Wouldn’t it be nice if we could see how far from a coughing person the droplets fly? Which surfaces of self-service checkouts in supermarkets are (invisibly) dirty and need to be cleaned? Where there is currently an increased amount of pollen that can cause allergic reactions? And where and which odors and pollutants are present in this room or building? Although there are a number of simulations of how aerosols and pollutants spread in closed rooms and air, there are still few practical applications.
The success of countermeasures could also be quickly verified in this way. Has the area already been sufficiently cleaned? Fluorescent additives in disinfectants and cleaning agents could quickly indicate areas that are still contaminated. Or appropriate ventilation could indicate the micro-droplets in a room and how well the ventilation or a filter is working.
Sensors that can quickly detect, analyze, quantify and visualize odors, viruses or chemical and biological substances in the air or on surfaces are almost completely unknown or not available to the general public today. The difficulties that need to be overcome here are the exploitation of different chemical properties of the pollutants to determine which pollutant it is, the determination of the quantity, the localization, as well as the visualization. Each of these points already poses high technological demands that are not so easy to solve and will result in marketable products in the near future.
Chemical, physical and medical analysis is a scientific discipline in its own right, and the analytical equipment not only uses a wide variety of methods (spectral analysis, chromatography, mass spectrometry, etc.), but also has to be operated by experts who have to prepare samples for analysis and interpret the results. In many cases, results are not available within fractions of a second, but only after longer periods of time.

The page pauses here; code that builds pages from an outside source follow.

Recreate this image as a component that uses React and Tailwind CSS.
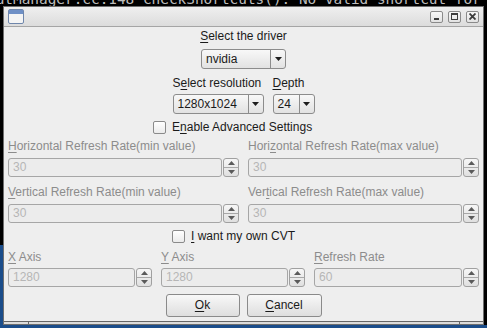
import React from 'react';

function Mn({ children }) {
  return <span className="underline decoration-1 underline-offset-[2px]">{children}</span>;
}

function Arrow({ up, color = '#1e1e1e' }) {
  return (
    <svg width="7" height="4" viewBox="0 0 7 4">
      <path d={up ? 'M0 4h7L3.5 0z' : 'M0 0h7L3.5 4z'} fill={color} />
    </svg>
  );
}

function Combo({ value, className = '' }) {
  return (
    <div className={`flex h-[20px] rounded-[3px] border border-[#8c8c8c] bg-linear-to-b from-[#f8f8f8] to-[#e2e2e2] ${className}`}>
      <div className="flex-1 pl-[4px] text-[12px] leading-[18px] text-[#1a1a1a]">{value}</div>
      <div className="flex w-[15px] items-center justify-center border-l border-[#8c8c8c]">
        <Arrow />
      </div>
    </div>
  );
}

function Spin({ value }) {
  return (
    <div className="flex h-[19px]">
      <div className="flex-1 rounded-[3px] border border-[#a6a6a6] bg-[#ececec] pl-[4px] text-[12px] leading-[17px] text-[#b6b6b6]">
        {value}
      </div>
      <div className="ml-[1px] flex w-[16px] flex-col overflow-hidden rounded-[3px] border border-[#a0a0a0] bg-linear-to-b from-[#f6f6f6] to-[#e0e0e0]">
        <div className="flex flex-1 items-center justify-center border-b border-[#a8a8a8]">
          <Arrow up color="#5a5a5a" />
        </div>
        <div className="flex flex-1 items-center justify-center">
          <Arrow color="#5a5a5a" />
        </div>
      </div>
    </div>
  );
}

function Check() {
  return <div className="h-[13px] w-[13px] rounded-[2px] border border-[#8a8a8a] bg-linear-to-b from-white to-[#ebebeb]" />;
}

function WinButton({ children }) {
  return (
    <div className="flex h-[12px] w-[13px] items-center justify-center rounded-[2px] border border-[#8a8a8a] bg-linear-to-b from-[#f7f7f7] to-[#e2e2e2]">
      {children}
    </div>
  );
}

export default function App() {
  return (
    <div className="relative h-[328px] w-[487px] overflow-hidden bg-black font-['Liberation_Sans',Arial,sans-serif]">
      {/* terminal behind the window */}
      <div className="absolute left-[-13px] top-[-10px] whitespace-pre font-['DejaVu_Sans_Mono',monospace] text-[14.4px] leading-[18px] text-[#bdbdbd]">
        cutManager.cc:148 checkShortcuts(): No valid shortcut for r
      </div>
      {/* desktop */}
      <div className="absolute bottom-0 left-0 h-[3px] w-full bg-[#1b4d8a]" />
      <div className="absolute bottom-0 left-0 top-[245px] w-[3px] bg-[#1b4d8a]" />

      {/* window */}
      <div className="absolute left-[3px] top-[6px] flex h-[319px] w-[481px] flex-col border border-[#6f6f6f] bg-[#eeeeee] text-[#1a1a1a]">
        {/* title bar */}
        <div className="flex h-[20px] items-center justify-between border-b border-[#a5a5a5] bg-linear-to-b from-[#efefef] to-[#dcdcdc] pl-[4px] pr-[4px]">
          <svg width="16" height="15" viewBox="0 0 16 15">
            <rect x="0.5" y="0.5" width="15" height="14" rx="1.5" fill="#f4f4f4" stroke="#6f86ab" />
            <rect x="1" y="1" width="14" height="4" fill="#6f90c6" />
          </svg>
          <div className="flex gap-[5px]">
            <WinButton>
              <svg width="7" height="8" viewBox="0 0 7 8">
                <rect x="1" y="5" width="5" height="2" fill="#3c3c3c" />
              </svg>
            </WinButton>
            <WinButton>
              <svg width="7" height="7" viewBox="0 0 7 7">
                <rect x="0.5" y="0.5" width="6" height="6" fill="none" stroke="#3c3c3c" />
                <rect x="0" y="0" width="7" height="2" fill="#3c3c3c" />
              </svg>
            </WinButton>
            <WinButton>
              <svg width="7" height="7" viewBox="0 0 7 7">
                <path d="M0.5 0.5l6 6M6.5 0.5l-6 6" stroke="#3c3c3c" strokeWidth="1.8" />
              </svg>
            </WinButton>
          </div>
        </div>

        {/* body */}
        <div className="flex flex-1 flex-col text-[12px] leading-[15px]">
          <div className="mt-[2px] text-center">
            <Mn>S</Mn>elect the driver
          </div>
          <div className="mt-[5px] flex justify-center">
            <Combo value="nvidia" className="w-[85px]" />
          </div>

          <div className="mt-[7px] flex justify-center gap-[9px]">
            <div className="flex w-[91px] flex-col">
              <div className="whitespace-nowrap">
                S<Mn>e</Mn>lect resolution
              </div>
              <Combo value="1280x1024" className="mt-[3px]" />
            </div>
            <div className="flex w-[42px] flex-col">
              <div>
                <Mn>D</Mn>epth
              </div>
              <Combo value="24" className="mt-[3px]" />
            </div>
          </div>

          <div className="mt-[6px] flex items-center gap-[6px] pl-[149px]">
            <Check />
            <span>
              E<Mn>n</Mn>able Advanced Settings
            </span>
          </div>

          <div className="mt-[4px] grid grid-cols-2 gap-x-[9px] px-[4px] text-[#8c8c8c]">
            <div>
              <Mn>H</Mn>orizontal Refresh Rate(min value)
            </div>
            <div>
              Hori<Mn>z</Mn>ontal Refresh Rate(max value)
            </div>
            <div className="mt-[4px]">
              <Spin value="30" />
            </div>
            <div className="mt-[4px]">
              <Spin value="30" />
            </div>
            <div className="mt-[8px]">
              <Mn>V</Mn>ertical Refresh Rate(min value)
            </div>
            <div className="mt-[8px]">
              Ver<Mn>t</Mn>ical Refresh Rate(max value)
            </div>
            <div className="mt-[4px]">
              <Spin value="30" />
            </div>
            <div className="mt-[4px]">
              <Spin value="30" />
            </div>
          </div>

          <div className="mt-[6px] flex items-center gap-[6px] pl-[168px]">
            <Check />
            <span>
              <Mn>I</Mn> want my own CVT
            </span>
          </div>

          <div className="mt-[6px] grid grid-cols-[144px_144px_1fr] gap-x-[9px] px-[4px] text-[#8c8c8c]">
            <div>
              <Mn>X</Mn> Axis
            </div>
            <div>
              <Mn>Y</Mn> Axis
            </div>
            <div>
              <Mn>R</Mn>efresh Rate
            </div>
            <div className="mt-[3px]">
              <Spin value="1280" />
            </div>
            <div className="mt-[3px]">
              <Spin value="1280" />
            </div>
            <div className="mt-[3px]">
              <Spin value="60" />
            </div>
          </div>

          <div className="mt-[7px] flex justify-center gap-[7px]">
            <button className="h-[23px] w-[74px] rounded-[3px] border border-[#8a8a8a] bg-linear-to-b from-[#f8f8f8] to-[#dedede] text-[12px] text-[#1a1a1a]">
              <Mn>O</Mn>k
            </button>
            <button className="h-[23px] w-[75px] rounded-[3px] border border-[#8a8a8a] bg-linear-to-b from-[#f8f8f8] to-[#dedede] text-[12px] text-[#1a1a1a]">
              <Mn>C</Mn>ancel
            </button>
          </div>

          {/* status strip */}
          <div className="mt-auto flex h-[3px] border-t border-[#666666] bg-[#dcdcdc]">
            <div className="w-[25px] border-r border-[#666666]" />
            <div className="flex-1" />
            <div className="w-[24px] border-l border-[#666666]" />
          </div>
        </div>
      </div>
    </div>
  );
}
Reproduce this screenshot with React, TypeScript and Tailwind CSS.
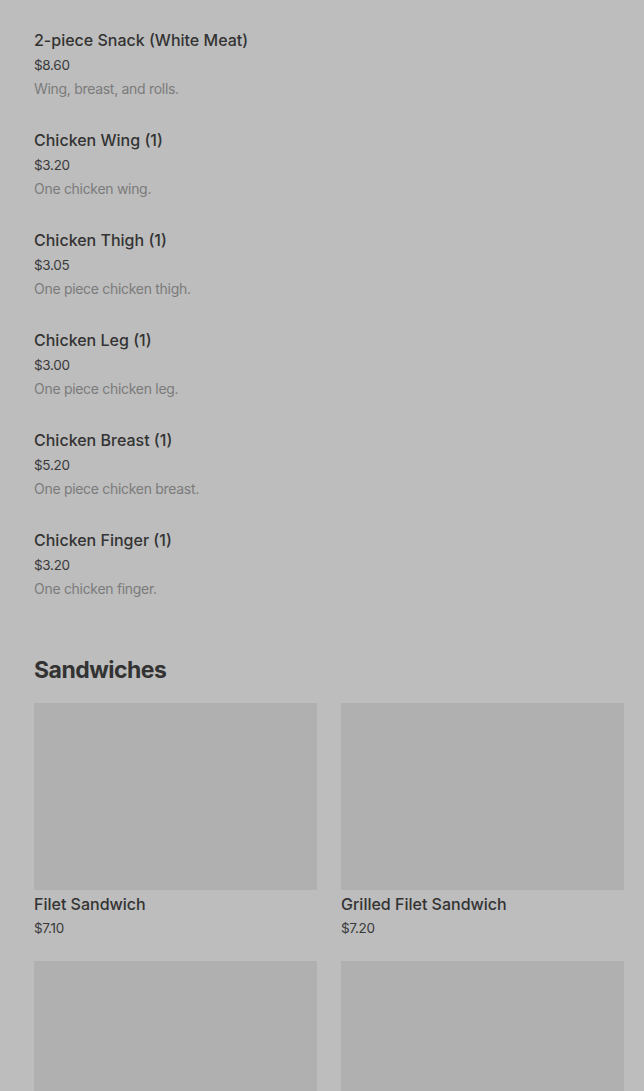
import React from "react";

const items = [
  { name: "2-piece Snack (White Meat)", price: "$8.60", desc: "Wing, breast, and rolls." },
  { name: "Chicken Wing (1)", price: "$3.20", desc: "One chicken wing." },
  { name: "Chicken Thigh (1)", price: "$3.05", desc: "One piece chicken thigh." },
  { name: "Chicken Leg (1)", price: "$3.00", desc: "One piece chicken leg." },
  { name: "Chicken Breast (1)", price: "$5.20", desc: "One piece chicken breast." },
  { name: "Chicken Finger (1)", price: "$3.20", desc: "One chicken finger." },
];

const sandwiches = [
  { name: "Filet Sandwich", price: "$7.10" },
  { name: "Grilled Filet Sandwich", price: "$7.20" },
  { name: "", price: "" },
  { name: "", price: "" },
];

export default function App() {
  return (
    <div
      className="w-[644px] h-[1091px] overflow-hidden bg-[#bdbdbd] pl-[34px] pr-[20px] pt-[29px]"
      style={{ fontFamily: "Inter, 'Noto Sans', sans-serif" }}
    >
      <div className="flex flex-col gap-[30px]">
        {items.map((it) => (
          <div key={it.name} className="flex flex-col">
            <div className="text-[16px] leading-[22px] font-medium text-[#333333]">{it.name}</div>
            <div className="mt-[4px] text-[13.5px] leading-[20px] text-[#3a3a3a] tracking-[-0.3px]">{it.price}</div>
            <div className="mt-[4px] text-[14px] leading-[20px] text-[#7b7b7b] tracking-[-0.3px]">{it.desc}</div>
          </div>
        ))}
      </div>
      <h2 className="mt-[55px] text-[23px] leading-[32px] font-bold text-[#333333] tracking-[-0.5px]">Sandwiches</h2>
      <div className="mt-[17px] grid grid-cols-2 gap-x-[24px] gap-y-[24px]">
        {sandwiches.map((s, i) => (
          <div key={i} className="flex flex-col">
            <div className="h-[187px] bg-[#b0b0b0]" />
            <div className="mt-[3px] text-[16px] leading-[22px] font-medium text-[#333333]">{s.name}</div>
            <div className="mt-[4px] text-[13.5px] leading-[18px] text-[#3a3a3a] tracking-[-0.3px]">{s.price}</div>
          </div>
        ))}
      </div>
    </div>
  );
}
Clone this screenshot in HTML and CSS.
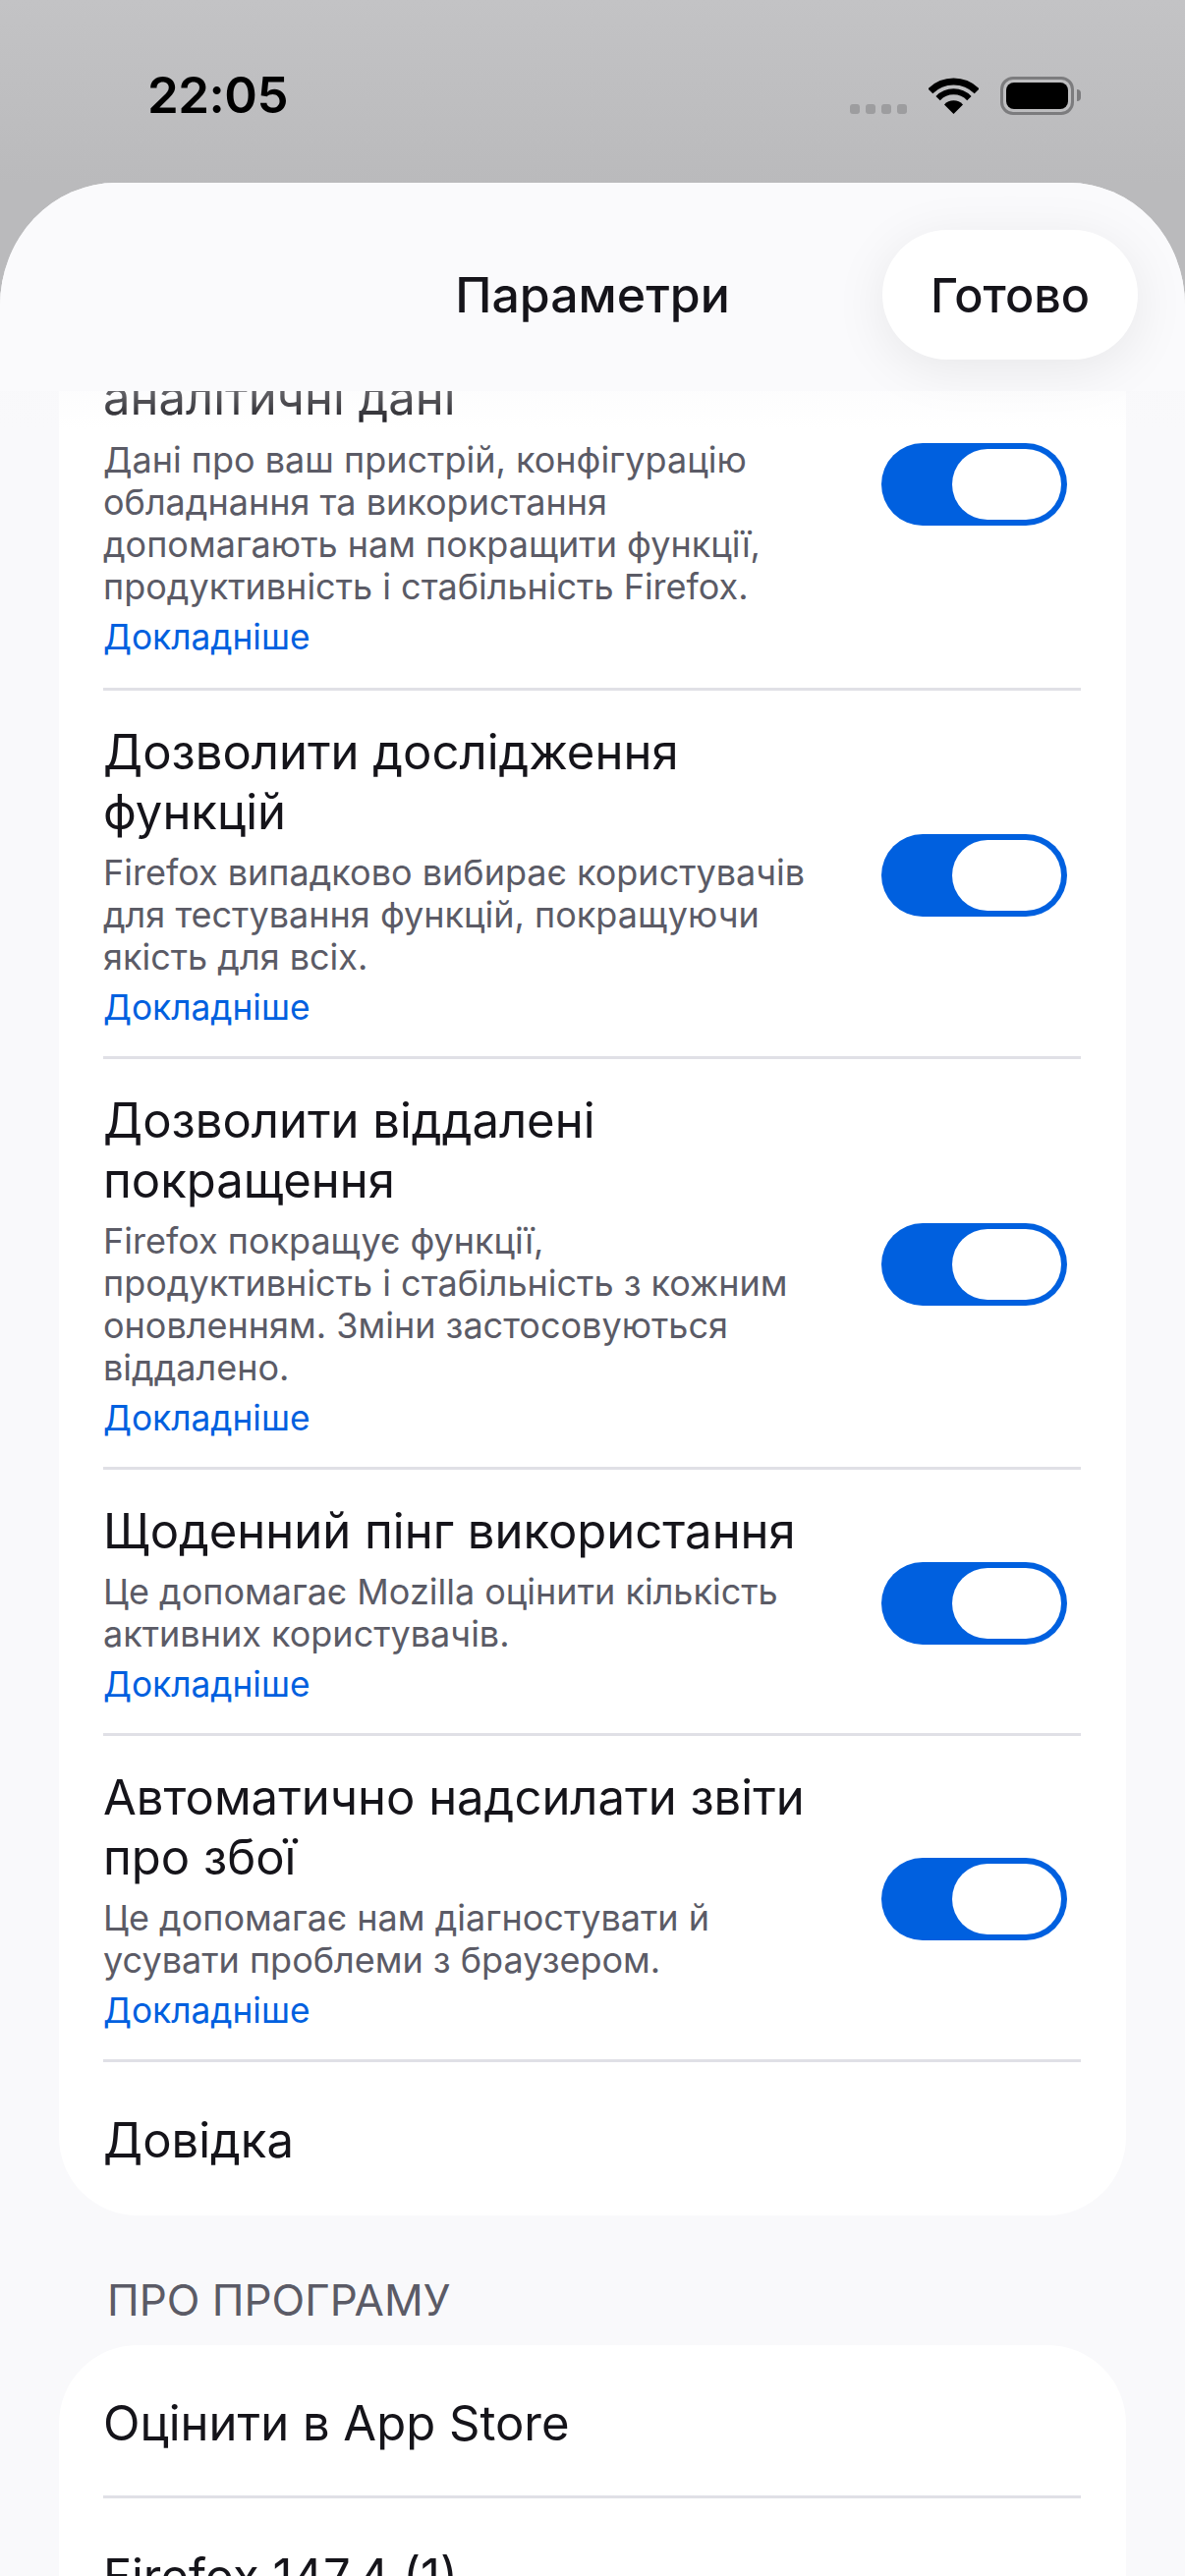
FILE: index.html
```html
<!DOCTYPE html>
<html lang="uk">
<head>
    <meta charset="UTF-8">
    <meta name="viewport" content="width=device-width, initial-scale=1.0">
    <title>Параметри</title>
    <link rel="stylesheet" href="styles.css">
</head>
<body>

    <div class="status-bar">
        <span class="clock">22:05</span>
        <div class="status-icons">
            <div class="signal"><i></i><i></i><i></i><i></i></div>
            <svg class="wifi" width="51" height="37" viewBox="0 0 51 37">
                <path d="M1.8 13.8A33.5 33.5 0 0 1 49.2 13.8" fill="none" stroke="#000" stroke-width="7"/>
                <path d="M9.6 21.1A22 22 0 0 1 41.4 21.1" fill="none" stroke="#000" stroke-width="6"/>
                <path d="M25.5 37L16 27.5A13 13 0 0 1 35 27.5Z" fill="#000"/>
            </svg>
            <div class="battery"><div class="battery-fill"></div></div>
            <div class="battery-tip"></div>
        </div>
    </div>

    <div class="sheet">
        <div class="nav">
            <h1 class="nav-title">Параметри</h1>
            <button class="done">Готово</button>
        </div>

        <div class="card">
            <div class="row row-first">
                <div class="row-text">
                    <div class="title">аналітичні дані</div>
                    <div class="sub">Дані про ваш пристрій, конфігурацію<br>обладнання та використання<br>допомагають нам покращити функції,<br>продуктивність і стабільність Firefox.</div>
                    <a class="more">Докладніше</a>
                </div>
                <div class="toggle"><div class="knob"></div></div>
            </div>
            <div class="row">
                <div class="row-text">
                    <div class="title">Дозволити дослідження<br>функцій</div>
                    <div class="sub">Firefox випадково вибирає користувачів<br>для тестування функцій, покращуючи<br>якість для всіх.</div>
                    <a class="more">Докладніше</a>
                </div>
                <div class="toggle"><div class="knob"></div></div>
            </div>
            <div class="row">
                <div class="row-text">
                    <div class="title">Дозволити віддалені<br>покращення</div>
                    <div class="sub">Firefox покращує функції,<br>продуктивність і стабільність з кожним<br>оновленням. Зміни застосовуються<br>віддалено.</div>
                    <a class="more">Докладніше</a>
                </div>
                <div class="toggle"><div class="knob"></div></div>
            </div>
            <div class="row">
                <div class="row-text">
                    <div class="title">Щоденний пінг використання</div>
                    <div class="sub">Це допомагає Mozilla оцінити кількість<br>активних користувачів.</div>
                    <a class="more">Докладніше</a>
                </div>
                <div class="toggle"><div class="knob"></div></div>
            </div>
            <div class="row">
                <div class="row-text">
                    <div class="title">Автоматично надсилати звіти<br>про збої</div>
                    <div class="sub">Це допомагає нам діагностувати й<br>усувати проблеми з браузером.</div>
                    <a class="more">Докладніше</a>
                </div>
                <div class="toggle"><div class="knob"></div></div>
            </div>
            <div class="row row-plain">
                <div class="title">Довідка</div>
            </div>
        </div>

        <div class="section-label">ПРО ПРОГРАМУ</div>

        <div class="card">
            <div class="row row-plain">
                <div class="title">Оцінити в App Store</div>
            </div>
            <div class="row row-plain">
                <div class="title">Firefox 147.4 (1)</div>
            </div>
        </div>
    </div>

</body>
</html>
```

FILE: styles.css
```css
html, body {
    margin: 0;
    height: 2622px;
    overflow: hidden;
}

body {
    font-family: Inter, "Noto Sans", sans-serif;
    background: linear-gradient(#c3c3c5, #bababc 186px);
    color: #15141a;
}

.status-bar {
    height: 186px;
    box-sizing: border-box;
    padding: 70px 106px 0 150px;
    display: flex;
    justify-content: space-between;
    align-items: flex-start;
}

.clock {
    font-size: 51px;
    font-weight: 600;
    line-height: 54px;
    color: #000;
    letter-spacing: -0.5px;
}

.status-icons {
    display: flex;
    align-items: flex-start;
    padding-top: 8px;
}

.signal {
    display: flex;
    gap: 6px;
    margin-top: 28px;
    margin-right: 22px;
}

.signal i {
    width: 10px;
    height: 10px;
    border-radius: 3px;
    background-color: #9d9d9f;
}

.wifi {
    margin-top: 1px;
    margin-right: 22px;
}

.battery {
    width: 75px;
    height: 39px;
    box-sizing: border-box;
    border: 3px solid #7c7c7e;
    border-radius: 13px;
    padding: 3px;
}

.battery-fill {
    height: 100%;
    background-color: #000;
    border-radius: 8px;
}

.battery-tip {
    width: 4px;
    height: 12px;
    margin-top: 13px;
    margin-left: 3px;
    background-color: #7c7c7e;
    border-radius: 0 6px 6px 0;
}

.sheet {
    position: relative;
    height: 2436px;
    box-sizing: border-box;
    padding: 97px 60px 0;
    background-color: #f9f9fb;
    border-radius: 118px 118px 0 0 / 125px 125px 0 0;
    overflow: hidden;
}

/* stays on top of the scrolled list */
.nav {
    position: absolute;
    top: 0;
    left: 0;
    right: 0;
    height: 212px;
    background-color: #fafafc;
    z-index: 2;
}

.nav::after {
    content: "";
    position: absolute;
    top: 212px;
    left: 0;
    right: 0;
    height: 40px;
    background: linear-gradient(rgba(248, 248, 250, 0.35), rgba(255, 255, 255, 0));
}

.nav-title {
    margin: 0;
    font-size: 50px;
    font-weight: 500;
    line-height: 60px;
    text-align: center;
    padding-top: 84px;
}

.done {
    position: absolute;
    top: 48px;
    right: 48px;
    width: 260px;
    height: 132px;
    border: none;
    border-radius: 66px;
    background-color: #fff;
    color: #15141a;
    font-family: inherit;
    font-size: 48.5px;
    font-weight: 500;
    box-shadow: 0 10px 54px rgba(0, 0, 0, 0.08);
}

.card {
    background-color: #fff;
    border-radius: 80px;
    padding: 0 46px 0 45px;
}

.row {
    display: flex;
    justify-content: space-between;
    align-items: center;
    padding: 29px 14px 28px 0;
    border-bottom: 3px solid #e0e0e6;
}

.row:last-child {
    border-bottom: none;
}

.row-text {
    padding-top: 3px;
}

/* title's first line has scrolled away under the nav */
.row-first {
    padding-top: 31px;
    padding-bottom: 30px;
}

.row-first .row-text {
    padding-top: 60px;
}

.row-first .sub {
    margin-top: 12px;
}

.row-plain {
    padding: 49px 0 43px;
}

.row-plain:last-child {
    padding-bottom: 46px;
}

.title {
    font-size: 49px;
    line-height: 61px;
}

.sub {
    margin-top: 10px;
    font-size: 36px;
    line-height: 43px;
    color: #5b5b66;
}

.more {
    display: block;
    margin-top: 8px;
    font-size: 35.3px;
    line-height: 43px;
    color: #0060df;
}

.toggle {
    flex-shrink: 0;
    width: 189px;
    height: 84px;
    margin-top: 2px;
    box-sizing: border-box;
    padding: 6px;
    border-radius: 42px;
    background-color: #0060df;
    display: flex;
    justify-content: flex-end;
}

.knob {
    width: 111px;
    height: 72px;
    border-radius: 36px;
    background-color: #fff;
}

.section-label {
    margin: 65px 0 25px 49px;
    font-size: 44px;
    line-height: 42px;
    color: #5b5b66;
}
```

Nevertheless, for certain pollutants such applications could make a lot of sense. Imagine that such technology could be built into normal glasses as augmented reality technology and would be available to allergy sufferers, people with weakened immune systems, system-relevant employees and medical staff.
Librestream and Vuzix presented first approaches how AR goggles with thermal sensors can detect body temperature and thus possible COVID-19 infections, for example.
Just how important such technology can be is shown by the case of choir members in the US state of Washington. In Mount Vernon, an hour’s drive from Seattle, nearly 60 of the 121 singers met for regular choir practice on February 29. Although the first COVID-19 cases had already become known in Seattle itself, people in Mount Vernon thought they were still safe. And official curfews had not yet been imposed either. The two and a half hours of rehearsal – despite the distance between them, as a precaution – had devastating effects. Three weeks later, 45 members had tested positive, three were in hospital and two members had died of COVID-19. The choir members had expelled and inhaled aerosols through the singing, which over time reached and infected almost every member.
As you can see, there is a tremendous opportunity here for technology companies that want to tackle this challenge. Perhaps a prize money in a competition such as the XPrize for the Tricorder – the health measuring device inspired by Star Trek – would be the best way to provide encouragement here. How about a VisCorder?